A big part of the reason is that Books of Magic was always intended to be an exercise in esoteric geek knowledge. The miniseries was designed as a way to reintroduce readers to all the DC-universe characters with magic-based powers—like the Spectre or Amethyst Princess of Gemworld—following one of its periodic shakeups. Each of Gaiman's four books follows Tim through the past, present, and future of the mystical universe as he visits various realms and meets different magical figures. In this way, The Books of Magic functions as more of an encyclopedia than a story, while Rowling's books offer an elaborate plot complete with original characters.

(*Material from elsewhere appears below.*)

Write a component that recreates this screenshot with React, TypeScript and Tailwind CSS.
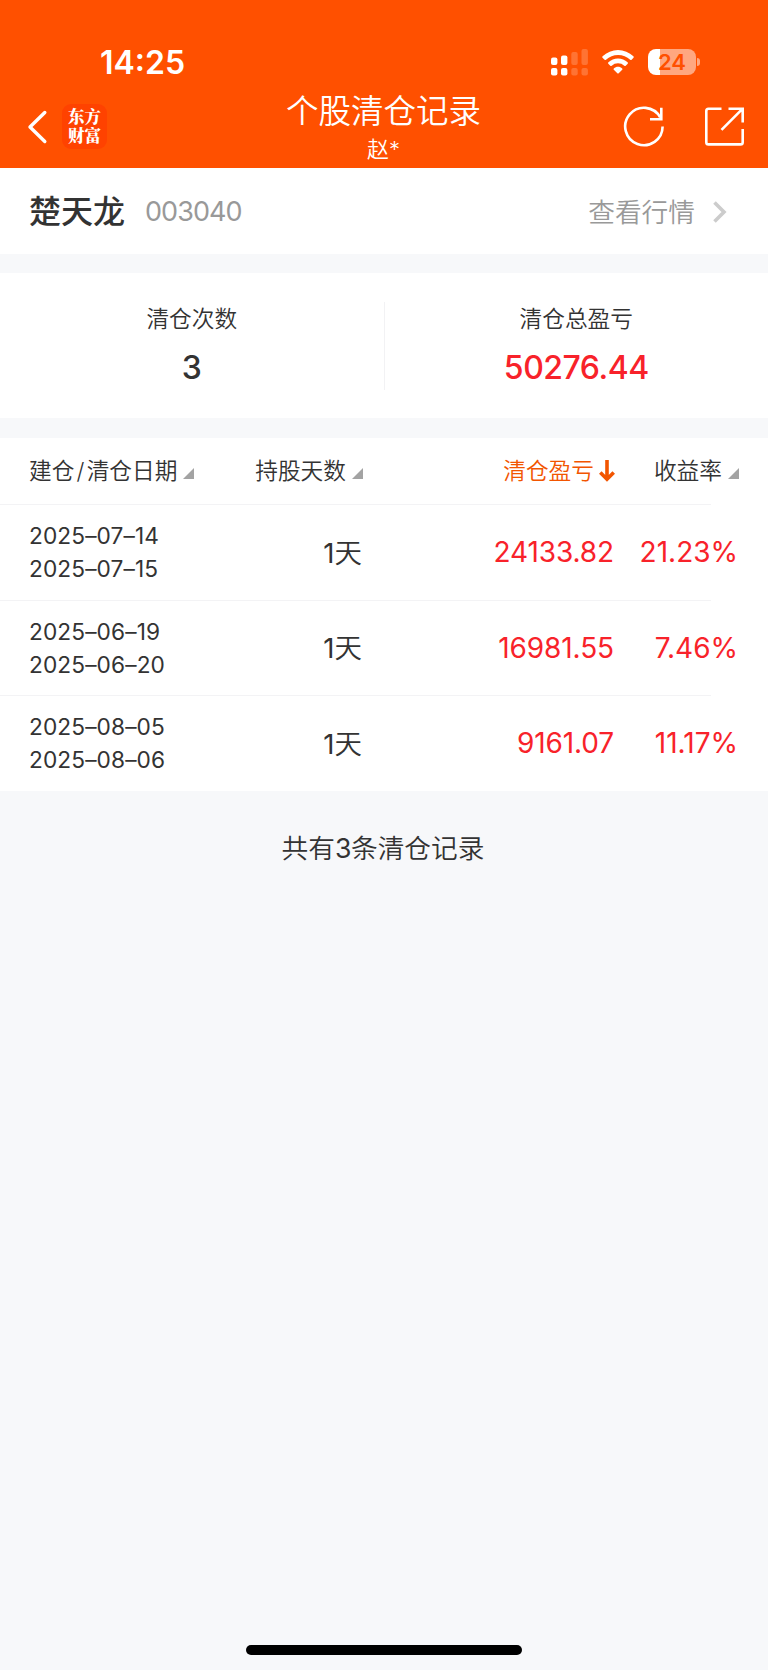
import type { ReactNode } from "react";

type Trade = { open: string; close: string; days: number; profit: string; rate: string };

const trades: Trade[] = [
  { open: "2025–07–14", close: "2025–07–15", days: 1, profit: "24133.82", rate: "21.23%" },
  { open: "2025–06–19", close: "2025–06–20", days: 1, profit: "16981.55", rate: "7.46%" },
  { open: "2025–08–05", close: "2025–08–06", days: 1, profit: "9161.07", rate: "11.17%" },
];

function StatusBar() {
  return (
    <div className="flex h-[84px] items-start">
      <div className="ml-[100px] mt-[43px] w-[119px] text-[32px] font-semibold leading-[40px]">14:25</div>
      <svg className="ml-[331px] mt-[48px]" width="38" height="28" viewBox="0 0 38 28" fill="#fff">
        <rect x="1" y="9.5" width="6.4" height="7.5" rx="2" />
        <rect x="1" y="20" width="6.4" height="7.4" rx="2" />
        <rect x="11" y="7.5" width="6.4" height="9.5" rx="2" />
        <rect x="11" y="20" width="6.4" height="7.4" rx="2" />
        <g opacity=".2">
          <rect x="21.3" y="4" width="6.4" height="13" rx="2" />
          <rect x="21.3" y="20" width="6.4" height="7.4" rx="2" />
          <rect x="31.5" y="1" width="6.4" height="16" rx="2" />
          <rect x="31.5" y="20" width="6.4" height="7.4" rx="2" />
        </g>
      </svg>
      <svg className="ml-[13px] mt-[49px]" width="34" height="26" viewBox="0 0 34 26" fill="#fff">
        <path d="M1.6 7.3a22.2 22.2 0 0 1 30.8 0c.5.5.5 1 .1 1.5l-1.9 1.9c-.4.4-.9.4-1.4 0a17.6 17.6 0 0 0-24.2 0c-.5.4-1 .4-1.4 0L1.5 8.8c-.4-.5-.4-1 .1-1.5z" />
        <path d="M7.4 13.3a13.9 13.9 0 0 1 19.2 0c.5.5.5 1 .1 1.5l-2 2c-.4.4-.9.4-1.4 0a9.2 9.2 0 0 0-12.6 0c-.5.4-1 .4-1.4 0l-2-2c-.4-.5-.4-1 .1-1.5z" />
        <path d="M12.8 19.4c2.4-2.1 6-2.1 8.4 0 .4.4.4.9 0 1.3l-3.500 3.500c-.4.4-1 .4-1.400 0l-3.500-3.500c-.4-.4-.4-.9 0-1.300z" />
      </svg>
      <div className="ml-[13px] mt-[49px] flex items-center">
        <div className="flex h-[26px] w-[48px] items-center justify-center rounded-[8px] bg-[linear-gradient(90deg,#fff_12px,#ffa780_12px)] text-[22px] font-semibold leading-[26px] text-[#ff5000]">
          24
        </div>
        <div className="ml-[1px] h-[8px] w-[3px] rounded-r-full bg-[#ffa780]" />
      </div>
    </div>
  );
}

function NavBar() {
  return (
    <div className="flex h-[84px] justify-between">
      <div className="flex w-[220px]">
        <svg className="ml-[26px] mt-[25px]" width="22" height="36" viewBox="0 0 22 36" fill="none" stroke="#fff" strokeWidth="3.4" strokeLinecap="round" strokeLinejoin="round">
          <path d="M18.8 3.5 4 18l14.8 14.5" />
        </svg>
        <div className="ml-[14px] mt-[20px] h-[45px] w-[45px] rounded-[9px] bg-[#ff4200] pt-[3px] text-center font-['Noto_Serif_CJK_SC','Noto_Sans_CJK_SC',sans-serif] text-[16.5px] font-black leading-[19px]">
          东方
          <br />
          财富
        </div>
      </div>
      <div className="flex flex-col items-center pr-px">
        <h1 className="mt-[6px] text-[32.5px] font-[350] leading-[44px]">个股清仓记录</h1>
        <div className="-mt-px text-[22px] font-[350] leading-[32px]">赵*</div>
      </div>
      <div className="flex w-[220px] justify-end">
        <svg className="mt-[20px]" width="44" height="44" viewBox="0 0 44 44" fill="none" stroke="#fff" strokeWidth="2.6">
          <path d="M40.6 22.5A18.700 18.700 0 1 1 38.200 13.300" />
          <path d="M39.300 3.700v11.600H28" />
        </svg>
        <svg className="ml-[35px] mr-[23px] mt-[20px]" width="44" height="44" viewBox="0 0 44 44" fill="none" stroke="#fff" strokeWidth="2.6">
          <path d="M20.500 4.700H7.500a2.200 2.200 0 0 0-2.200 2.200V38.200a2.200 2.200 0 0 0 2.200 2.200H39.500a2.200 2.200 0 0 0 2.200-2.200V25" />
          <path d="M27.500 4.700H41.700V18.500M41.200 5.200 20.500 25.800" />
        </svg>
      </div>
    </div>
  );
}

function SortMark() {
  return (
    <svg className="mt-[4px] shrink-0" width="11" height="11" viewBox="0 0 11 11" fill="#a3a3a3">
      <path d="M11 0V11H0z" />
    </svg>
  );
}

function Summary({ label, children }: { label: string; children: ReactNode }) {
  return (
    <div className="flex flex-1 flex-col items-center">
      <div className="mt-[30px] text-[22.7px] font-[350] leading-[32px]">{label}</div>
      {children}
    </div>
  );
}

const columns = "grid grid-cols-[220px_145px_251px_152px]";

export default function App() {
  return (
    <div className="flex h-[1670px] w-[768px] flex-col bg-[#f7f8fa] font-['Inter','Noto_Sans_CJK_SC',sans-serif] text-[#333]">
      <header className="h-[168px] bg-[#ff5000] text-white">
        <StatusBar />
        <NavBar />
      </header>

      <section className="flex h-[86px] items-center bg-white pl-[29px] pr-[41px] pt-[2px]">
        <h2 className="text-[32px] font-medium leading-[44px]">楚天龙</h2>
        <span className="ml-[20px] text-[27px] font-normal leading-[40px] tracking-[-0.95px] text-[#999]">003040</span>
        <div className="ml-auto flex items-center text-[26.7px] font-[350] leading-[40px] text-[#999]">
          查看行情
          <svg className="ml-[18px]" width="14" height="22" viewBox="0 0 14 22" fill="none" stroke="#ccc" strokeWidth="3.6">
            <path d="M1.5 1.5 11 11l-9.5 9.5" />
          </svg>
        </div>
      </section>

      <section className="mt-[19px] flex h-[145px] bg-white">
        <Summary label="清仓次数">
          <div className="mt-[13px] text-[32px] font-medium leading-[40px]">3</div>
        </Summary>
        <div className="mt-[29px] h-[88px] w-px bg-[#f2f2f4]" />
        <Summary label="清仓总盈亏">
          <div className="mt-[13px] text-[32px] font-medium leading-[40px] tracking-[-0.5px] text-[#f8222a]">50276.44</div>
        </Summary>
      </section>

      <section className="mt-[20px] bg-white">
        <div className={`${columns} h-[66px] text-[22.7px] font-[350] leading-[32px]`}>
          <div className="flex items-center gap-[6px] pl-[29px]">
            <span>建仓<span className="mx-[2.2px]">/</span>清仓日期</span>
            <SortMark />
          </div>
          <div className="flex items-center justify-end gap-[6px] pr-[2px]">持股天数<SortMark /></div>
          <div className="flex items-center justify-end gap-[5px] pr-[1px] text-[#f25500]">
            清仓盈亏
            <svg width="16" height="22" viewBox="0 0 16 22" fill="none" stroke="#f25500" strokeWidth="3.6">
              <path d="M8 0V19M1.3 12.5 8 19.2l6.700-6.700" />
            </svg>
          </div>
          <div className="flex items-center justify-end gap-[6px] pr-[29px]">收益率<SortMark /></div>
        </div>
        {trades.map((t) => (
          <div key={t.open} className="h-[95.67px]">
            <div className="h-px w-[711px] bg-[#f3f3f5]" />
            <div className={`${columns} h-[94px] items-center`}>
              <div className="pl-[29px] text-[22.7px] font-normal leading-[33px] tracking-[0.1px]">
                <div>{t.open}</div>
                <div>{t.close}</div>
              </div>
              <div className="pr-[3px] pt-px text-right text-[27.5px] font-[350] leading-[40px]">
                <span className="font-normal">{t.days}</span>天
              </div>
              <div className="pr-[2px] text-right text-[28px] font-normal leading-[40px] tracking-[-0.1px] text-[#f8222a]">{t.profit}</div>
              <div className="pr-[30px] text-right text-[28px] font-normal leading-[40px] text-[#f8222a]">{t.rate}</div>
            </div>
          </div>
        ))}
      </section>

      <p className="mt-[37px] pr-[2px] text-center text-[26.7px] font-[350] leading-[40px]">
        共有<span className="font-normal tracking-[-0.5px]">3</span>条清仓记录
      </p>

      <div className="mx-auto mb-[15px] mt-auto h-[10px] w-[276px] rounded-full bg-black" />
    </div>
  );
}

Gaiman is a deft enough storyteller that Tim isn't just a blank presence—he's more of a snot than Rowling's young wizard, and he has a low-key but ominous taste for power. As a useful stand-in for the reader, Tim is a tourist through eldritch realms of fandom detritus and continuity porn (a comic-geek term that refers to excessive attention to narrative integrity at the expense of the story itself). The books span characters like Zatanna, Zatara, Dr. Fate, and Dr. Occult, organizing all the accumulated layers of DC's corporate property into a solemn wiki-before-there-were-wikis.
Was the potential hit, then, derailed by the possibility of intimidating, Byzantine crossover nonsense? Maybe—though the truth is there's an immense appeal in deeply complex comic-book lore 25 years on. Marvel's ever-popular films and DC's television shows have mastered the art of packaging geek Easter eggs and winking crossovers for a mass audience. In that sense, when Deadman pops up for a cameo in Books of Magic, it doesn't feel dated at all. You might as well be watching The Flash.

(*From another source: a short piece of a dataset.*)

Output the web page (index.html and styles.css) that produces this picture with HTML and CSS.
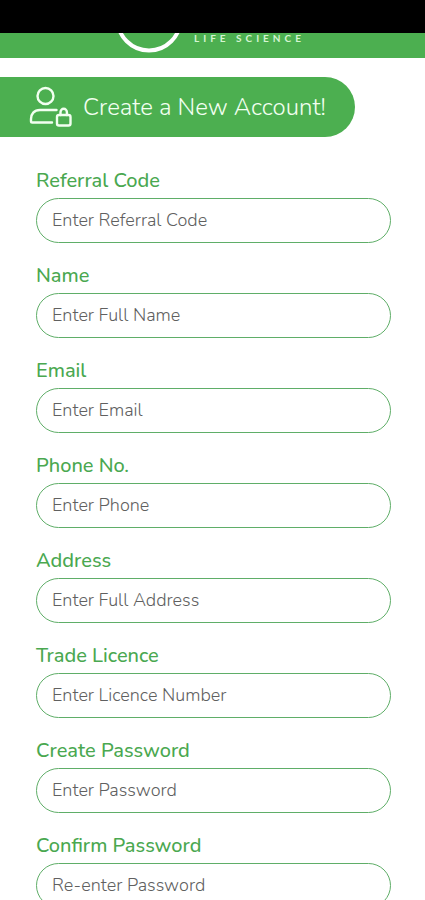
FILE: index.html
```html
<!DOCTYPE html>
<html lang="en">
<head>
<meta charset="utf-8">
<meta name="viewport" content="width=device-width, initial-scale=1">
<title>Create a New Account</title>
<link rel="stylesheet" href="styles.css">
</head>
<body>
<div class="status-bar"></div>
<header class="brand">
  <svg class="brand-mark" width="70" height="25" viewBox="0 0 70 25" aria-hidden="true">
    <circle cx="34" cy="-14" r="31.500" fill="none" stroke="#fff" stroke-width="4"/>
  </svg>
  <span class="brand-tagline">LIFE SCIENCE</span>
</header>
<main>
  <div class="banner">
    <svg class="banner-icon" width="44" height="44" viewBox="0 0 44 44" fill="none" stroke="#f2fff0" stroke-width="2.400" stroke-linecap="round" stroke-linejoin="round" aria-hidden="true">
      <circle cx="16.500" cy="11" r="8"/>
      <path d="M27.500 25H11C5 25 2 29 2 34v2.200c0 .8.500 1.300 1.300 1.300H23"/>
      <rect x="28" y="30" width="13.500" height="10.500" rx="2"/>
      <path d="M31.500 30v-3a3.200 3.200 0 0 1 6.400 0V30"/>
    </svg>
    <h1>Create a New Account!</h1>
  </div>
  <form class="signup">
    <div class="field"><label for="referral">Referral Code</label><input id="referral" type="text" placeholder="Enter Referral Code"></div>
    <div class="field"><label for="name">Name</label><input id="name" type="text" placeholder="Enter Full Name"></div>
    <div class="field"><label for="email">Email</label><input id="email" type="email" placeholder="Enter Email"></div>
    <div class="field"><label for="phone">Phone No.</label><input id="phone" type="tel" placeholder="Enter Phone"></div>
    <div class="field"><label for="address">Address</label><input id="address" type="text" placeholder="Enter Full Address"></div>
    <div class="field"><label for="licence">Trade Licence</label><input id="licence" type="text" placeholder="Enter Licence Number"></div>
    <div class="field"><label for="password">Create Password</label><input id="password" type="password" placeholder="Enter Password"></div>
    <div class="field"><label for="confirm">Confirm Password</label><input id="confirm" type="password" placeholder="Re-enter Password"></div>
  </form>
</main>
</body>
</html>
```
FILE: styles.css
```css
* { box-sizing: border-box; }

html { scrollbar-width: none; }

body {
  margin: 0;
  background: #fff;
  font-family: Nunito, Lato, "Open Sans", sans-serif;
}

.status-bar {
  height: 33px;
  background: #000;
}

.brand {
  display: flex;
  justify-content: center;
  gap: 9px;
  height: 25px;
  padding-right: 5px;
  background: #4caf50;
}

.brand-mark { flex: none; }

.brand-tagline {
  color: #d5f5d2;
  font-family: Lato, sans-serif;
  font-size: 10px;
  font-weight: 700;
  line-height: 10px;
  letter-spacing: 4px;
  white-space: nowrap;
}

.banner {
  display: flex;
  align-items: center;
  gap: 10px;
  width: fit-content;
  height: 60px;
  margin-top: 19px;
  padding: 0 29px;
  border-radius: 0 30px 30px 0;
  background: #4caf50;
}

.banner-icon { flex: none; }

h1 {
  margin: 0;
  color: #f2fff0;
  font-size: 24px;
  font-weight: 300;
  line-height: 32px;
}

.signup {
  display: flex;
  flex-direction: column;
  gap: 20px;
  padding: 31px 34px 30px 36px;
}

.field {
  display: flex;
  flex-direction: column;
  gap: 5px;
}

label {
  color: #4aa850;
  font-size: 20px;
  font-weight: 500;
  line-height: 25px;
}

input {
  width: 100%;
  height: 45px;
  padding: 0 15px 2px;
  border: 1px solid #5fae68;
  border-radius: 23px;
  background: #fff;
  color: #333;
  font: inherit;
  font-size: 18px;
  font-weight: 300;
}

input::placeholder {
  color: #606060;
  opacity: 1;
}
```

For that matter, one of the series' central figures is John Constantine, the cynical working-class, anti-hero magician. After battling baddies in the present, the character shows up as a kind of cosmic fool at the end of time, still mysterious and still as cool as ever while the universe around him experiences heat death. Whether Constantine will actually be around millennia from hence is an open question, but he's survived the quarter century well enough. The first season of Constantine the television series just ended in February.
The Books of Magic could be seen as a failed Harry Potter, but it's perhaps more accurate to view it a dry run for superheroes taking over movie theaters, TV screens, and bookshelves around the world. What was most prescient about the miniseries was the way it combined YA fantasy-adventure and superheroes, two of the most popular genres of the following decades. Harry Potter is essentially a superhero—an adolescent power fantasy functions much the same way whether you're handed a wand or bitten by a radioactive spider. Similarly, superheroes fit well into fantasy-adventure. In Gaiman’s comics, plenty of unspeakable dark forces like Voldemort pop up, as do King Arthur and Merlin. The Books of Magic makes The Lord of the Rings, The Avengers, Harry Potter, and even Twilight all look like entries in the same broad genre of tween-superhero fantasy, in which someone insignificant gets mighty powers, fights the forces of evil, and ultimately triumphs.
The Books of Magic, like any successful prognostication, has an air of glamour and mystery now that the prophecy has been fulfilled, and super-magical Tim, in one form or another, has conquered the world. But the series also makes all those power fantasies (Harry Potter's, Bella's, Spider-Man's) seem a little foreordained, a little overdetermined, and maybe a little sad. The pop culture landscape starts to look like an endless row of Tim Hunters, the same successful formula applied again and again. Reading The Books of Magic now, one feels the same kind of disappointment that comes with seeing how a magic trick is done.